>>>

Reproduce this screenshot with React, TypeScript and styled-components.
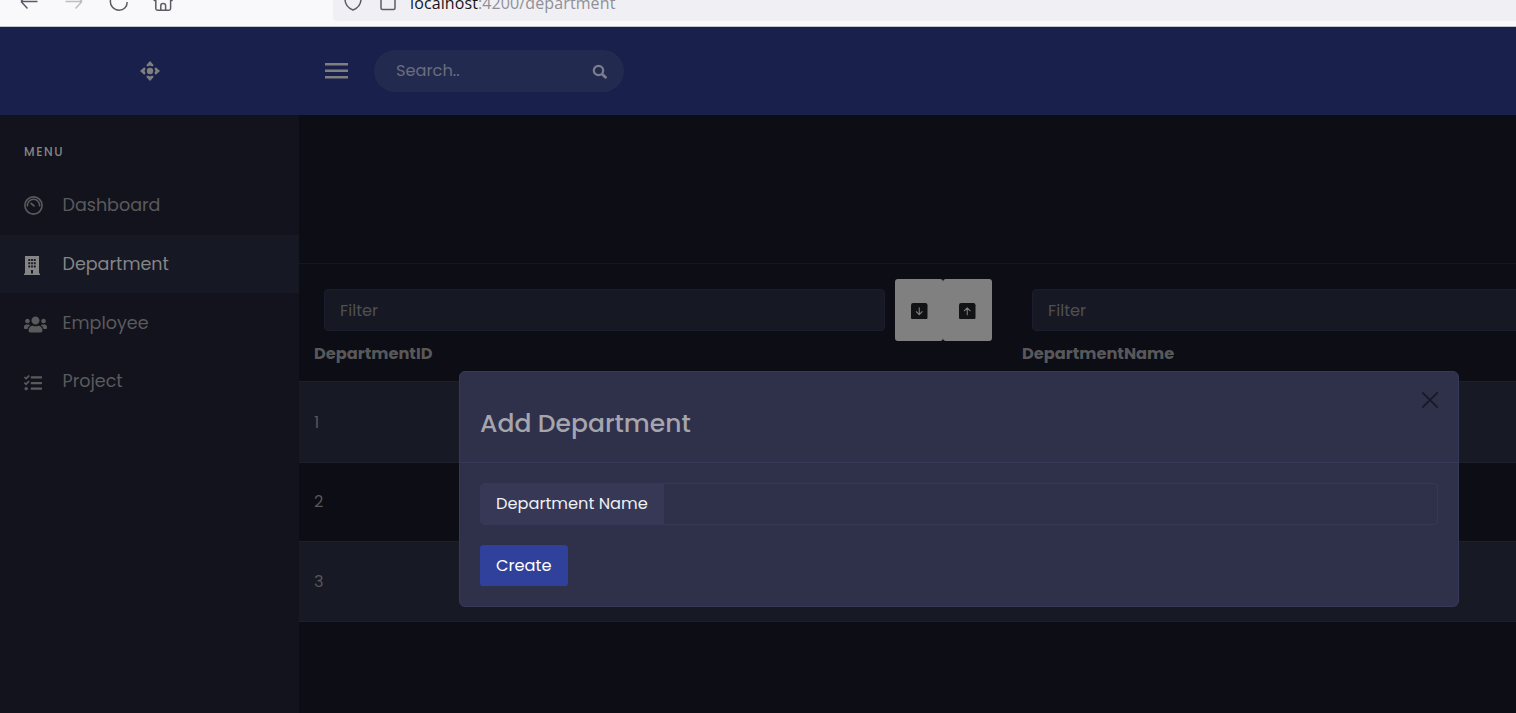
import React from "react";
import styled, { createGlobalStyle } from "styled-components";
import { FaUsers, FaTasks } from "react-icons/fa";

const Global = createGlobalStyle`
  *{box-sizing:border-box}
  html,body{margin:0;background:#0c0d15;overflow:hidden}
  body{font-family:Poppins,Inter,"Liberation Sans",sans-serif;font-size:16.22px;line-height:24px;color:#58585a}
  svg{display:block;flex:none}
`;

const Page = styled.div`height:713px;width:1516px;display:flex;flex-direction:column;overflow:hidden;position:relative;`;
const Browser = styled.div`height:27px;flex:none;background:#f9f9fb;border-bottom:1px solid #c3c3c9;display:flex;align-items:flex-start;`;
const BrowserIcons = styled.div`width:333px;display:flex;padding-left:18px;gap:21px;`;
const Address = styled.div`flex:1;height:21px;background:#f0f0f4;border-radius:0 0 0 4px;display:flex;padding-left:10px;`;
const Url = styled.div`font:16px/24px "Open Sans","Noto Sans",sans-serif;letter-spacing:0.11px;margin:-9px 0 0 10px;color:#8f8f97;white-space:nowrap;b{font-weight:400;color:#15141a}`;
const Header = styled.header`height:88px;flex:none;background:#19204c;display:flex;align-items:center;`;
const Brand = styled.div`width:300px;display:flex;justify-content:center;padding-bottom:1px;`;
const Burger = styled.div`width:23px;margin-left:25px;`;
const Search = styled.div`width:250px;height:42px;margin-left:26px;border-radius:21px;background:#232a50;color:#6b6d7d;display:flex;align-items:center;justify-content:space-between;padding:0 16px 0 22px;`;
const Body = styled.div`flex:1;display:flex;min-height:0;`;
const Sidebar = styled.nav`width:299px;background:#12131c;flex:none;`;
const MenuTitle = styled.div`padding:25px 24px 0;height:61px;font-size:12px;font-weight:500;letter-spacing:1.55px;color:#858587;`;
const Item = styled.div<{ $active?: boolean }>`height:58.7px;display:flex;align-items:center;font-size:17.55px;background:${p => (p.$active ? "#161824" : "transparent")};color:${p => (p.$active ? "#858585" : "#5a5a5c")};`;
const ItemIcon = styled.span<{ $drop?: number }>`width:38.5px;margin-left:24px;display:flex;align-items:center;padding-top:${p => p.$drop ?? 3}px;`;
const Main = styled.main`flex:1;min-width:0;overflow:hidden;padding-top:148px;`;
const Grid = styled.div`width:1416px;border-top:1px solid #16171e;`;
const HeadRow = styled.div`display:flex;height:118px;border-bottom:1px solid #1d1f2b;`;
const HeadCell = styled.div`width:708px;padding:15px 15px 0;`;
const FilterRow = styled.div`display:flex;align-items:center;height:62px;padding-left:10px;`;
const Filter = styled.div`width:561px;height:42px;margin-right:10px;border:1px solid #1b1c2d;border-radius:4px;background:#161823;padding:9px 15px 0;color:#505052;`;
const SortButton = styled.div<{ $wide?: boolean }>`width:${p => (p.$wide ? 49 : 48)}px;height:62px;border-radius:3px;background:#808080;display:flex;align-items:center;padding:2px 0 0 16px;`;
const HeadName = styled.div`font-weight:700;padding-top:1px;`;
const Row = styled.div<{ $shade?: boolean; $h: number }>`height:${p => p.$h}px;border-bottom:1px solid #1d1f2b;background:${p => (p.$shade ? "#171924" : "#0c0d15")};display:flex;align-items:center;padding:${p => (p.$shade ? 1 : 0)}px 0 0 15px;`;
const Modal = styled.section`position:absolute;left:459px;top:371px;width:1000px;height:236px;background:#2f304a;border:1px solid #373958;border-radius:6px;`;
const ModalHead = styled.div`height:91px;border-bottom:1px solid #373959;display:flex;justify-content:space-between;padding:20px 20px 0;`;
const Title = styled.h2`margin:16px 0 0;font-size:25px;line-height:32px;font-weight:500;color:#a5a5ae;`;
const ModalBody = styled.div`padding:20px;display:flex;flex-direction:column;align-items:flex-start;gap:20px;`;
const InputGroup = styled.div`width:958px;height:42px;border:1px solid #363856;border-radius:4px;display:flex;overflow:hidden;`;
const Label = styled.div`width:183px;background:#363856;color:#eef0f3;padding:8px 15px 0;white-space:nowrap;`;
const Create = styled.div`width:88px;height:41px;background:#30419b;border-radius:3px;color:#fff;padding:9px 16px 0;`;

const Sort = ({ up }: { up?: boolean }) => (
  <SortButton $wide={up}>
    <svg width="16.5" height="16.5" viewBox="0 0 17 17" fill="none">
      <rect width="17" height="17" rx="2.2" fill="#121314" />
      <path d={up ? "M8.5 12V5M5.5 8l3-3 3 3" : "M8.5 5v7M5.5 9l3 3 3-3"} stroke="#808080" strokeWidth="1.1" strokeLinecap="round" strokeLinejoin="round" />
    </svg>
  </SortButton>
);

const Column = ({ name }: { name: string }) => (
  <HeadCell>
    <FilterRow><Filter>Filter</Filter><Sort /><Sort up /></FilterRow>
    <HeadName>{name}</HeadName>
  </HeadCell>
);

const Gauge = () => (
  <svg width="19" height="19" viewBox="0 0 19 19" fill="none" stroke="currentColor" strokeWidth="1.6">
    <circle cx="9.5" cy="9.5" r="8.6" />
    <path d="M3.5 10.5A6.1 6.1 0 1 1 15.5 10.5" />
    <path d="M7.2 7.5L10 9.9" strokeWidth="1.8" strokeLinecap="round" />
  </svg>
);

const Building = () => (
  <svg width="16" height="19" viewBox="0 0 16 19" fill="currentColor">
    <path fillRule="evenodd" d="M1 0H15V17.5H16V19H0V17.5H1ZM4.3 3V5H6.2V3ZM7.1 3V5H8.9V3ZM9.8 3V5H11.7V3ZM4.3 6.3V8.3H6.2V6.3ZM9.8 6.3V8.3H11.7V6.3ZM7.1 6.3V8.3H8.9V6.3ZM4.3 9.6V11.6H6.2V9.6ZM7.1 9.6V11.6H8.9V9.6ZM9.8 9.6V11.6H11.7V9.6ZM7 14V17.5H9V14Z" />
  </svg>
);

export default function App() {
  return (
    <Page>
      <Global />
      <Browser>
        <BrowserIcons>
          <svg width="24" height="12" fill="none" stroke="#5b5b66" strokeWidth="1.5"><path d="M3 1.5H19.5M3 1.5L9.5 8.5M3 1.5L9 -5" /></svg>
          <svg width="24" height="12" fill="none" stroke="#bdbdc4" strokeWidth="1.5"><path d="M2.5 1.5H19M19 1.5L12.5 8.5M19 1.5L13-5" /></svg>
          <svg width="24" height="12" fill="none" stroke="#5b5b66" strokeWidth="1.5"><path d="M2.5 0C1.5 6 6 10.2 11 10.2C16 10.2 19.5 6.5 19 2" /></svg>
          <svg width="24" height="12" fill="none" stroke="#5b5b66" strokeWidth="1.5"><path d="M.8 1L3 -1M19.5 1L17.3 -1M2.8 0V8.5Q2.8 10.2 4.5 10.2H15.900Q17.600 10.200 17.600 8.500V0M7.800 10V5.500Q7.800 3.500 10.200 3.500Q12.600 3.500 12.600 5.500V10" /></svg>
        </BrowserIcons>
        <Address>
          <svg width="57" height="12" fill="none" stroke="#5b5b66" strokeWidth="1.5"><path d="M2-1C2 4 5 8 10 10C15 8 18 4 18-1" /><path d="M38 0V8Q38 9.5 39.5 9.5H50.5Q52 9.5 52 8V0" /></svg>
          <Url><b>localhost</b>:4200/department</Url>
        </Address>
      </Browser>
      <Header>
        <Brand>
          <svg width="20" height="20" viewBox="0 0 20 20" fill="#807f80">
            <circle cx="10" cy="10" r="3.2" />
            <path d="M10 0L13.8 4.200 12.200 5.600 10 4.500 7.800 5.600 6.200 4.200ZM10 20L13.800 15.800 12.200 14.400 10 15.500 7.800 14.400 6.200 15.800ZM0 10L4.200 6.200 5.600 7.800 4.500 10 5.600 12.200 4.200 13.800ZM20 10L15.800 6.200 14.400 7.800 15.500 10 14.400 12.200 15.800 13.800Z" />
          </svg>
        </Brand>
        <Burger>
          <svg width="23" height="16" fill="#807f80"><path d="M0 0H23V2.600H0ZM0 6.500H23V9.100H0ZM0 13H23V15.600H0Z" /></svg>
        </Burger>
        <Search>
          <span>Search..</span>
          <svg width="16" height="16" fill="none" stroke="#7c7e8b" strokeWidth="2.2" strokeLinecap="round"><circle cx="6.5" cy="7.5" r="4.7" /><path d="M10.5 11.5L13.5 14.3" strokeWidth="2.8" /></svg>
        </Search>
      </Header>
      <Body>
        <Sidebar>
          <MenuTitle>MENU</MenuTitle>
          <Item><ItemIcon $drop={0}><Gauge /></ItemIcon>Dashboard</Item>
          <Item $active><ItemIcon><Building /></ItemIcon>Department</Item>
          <Item><ItemIcon><FaUsers size={23} /></ItemIcon>Employee</Item>
          <Item><ItemIcon $drop={4}><FaTasks size={18} /></ItemIcon>Project</Item>
        </Sidebar>
        <Main>
          <Grid>
            <HeadRow><Column name="DepartmentID" /><Column name="DepartmentName" /></HeadRow>
            <Row $shade $h={81}>1</Row>
            <Row $h={79}>2</Row>
            <Row $shade $h={80}>3</Row>
          </Grid>
        </Main>
      </Body>
      <Modal>
        <ModalHead>
          <Title>Add Department</Title>
          <svg width="16" height="16" stroke="#171925" strokeWidth="1.7" strokeLinecap="round"><path d="M.8 .8L15.2 15.2M15.2 .8L.8 15.2" /></svg>
        </ModalHead>
        <ModalBody>
          <InputGroup><Label>Department Name</Label></InputGroup>
          <Create>Create</Create>
        </ModalBody>
      </Modal>
    </Page>
  );
}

<<<

GIVEN REQUEST - Determine the number of lines where the string "components" occurs, and give that number only.

WORKED ANSWER - 2